A study of lower-middle-class accessorization that might be called Beyond The Pink Flamingo: sweet but hypermanipulative young thing Liv Tyler, a babe gifted with a strange power to cloud men’s minds, stages a thoroughly-scripted falling-out with her hoodlum-lowlife boyfriend Andrew Dice Clay after closing time for the benefit of hapless-goof bartender Matt Dillon [put charitably, a chronic underachiever]; who, predictably, seizes the bait and takes her back to his rundown and bricabracencumbered St. Louis home.

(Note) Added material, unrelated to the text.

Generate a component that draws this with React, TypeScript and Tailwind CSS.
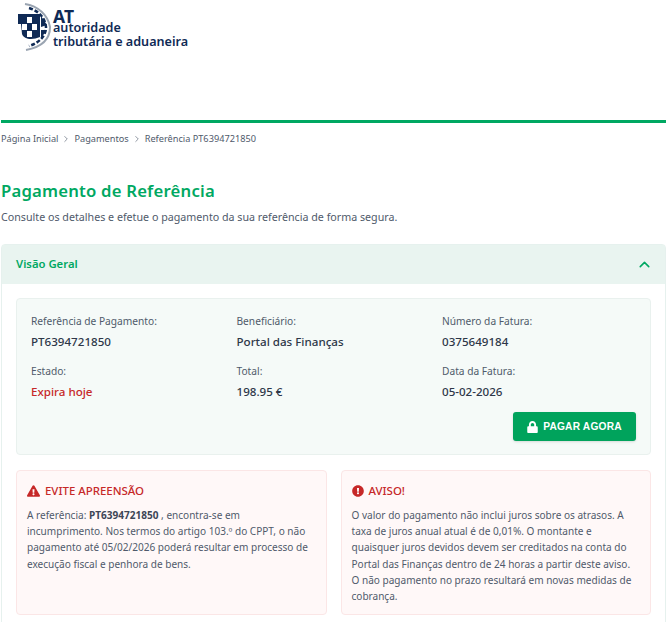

Her potent instincts for interior decoration aroused by even this shabby scene of domesticity, Tyler adlibs a decision to move in, hoses Dillon senseless to ensure his allegiance, and summarily executes Clay when [still sticking to the script] he shows up to plunder the household. Fluttering her eyelashes, she convinces the already mortally-smitten Dillon to take the fall, and in short order he finds himself unemployed, under police surveillance, and unwilling accessory to the crime wave she commences to acquire the furnishings and accessories [and the DVD player essential to any home entertainment center] on the wishlist she has catalogued in a scrapbook clipped from the glossy magazines which formalize the canon of yuppie status symbols — a predicament from which, presently, even our mentally deficient [and, it goes without saying, terminally pussywhipped] hero realizes he can only escape by hiring somebody to whack her. — Which is how most of the story ends up being narrated by Dillon to exquisitely sleazy hitman Michael Douglas [the dyejob on his hair is in itself worth the price of admission] in a bingo parlor, and annotated by dissenting opinions [the pronounced subjectivity of the flashbacks is meant to suggest that each of the protagonists is, in effect, screening his own movie about Ms. Tyler; though of course in each instance she is the sole auteur] addressed by obnoxiously selfconfident slimeball attorney Paul Reiser to incredulous shrink Reba McIntire and hangdog police detective John Goodman [the only guy living who can actually make himself look like a cartoon bloodhound] to a drunken horny priest. All of them, in due course, converge upon Dillon’s living room for the grand finale: a beautifully-choreographed John Woo gunfight [and a Rosebud gag, but why spoil it] that reads the judgment of the Fates against the race of lawyers.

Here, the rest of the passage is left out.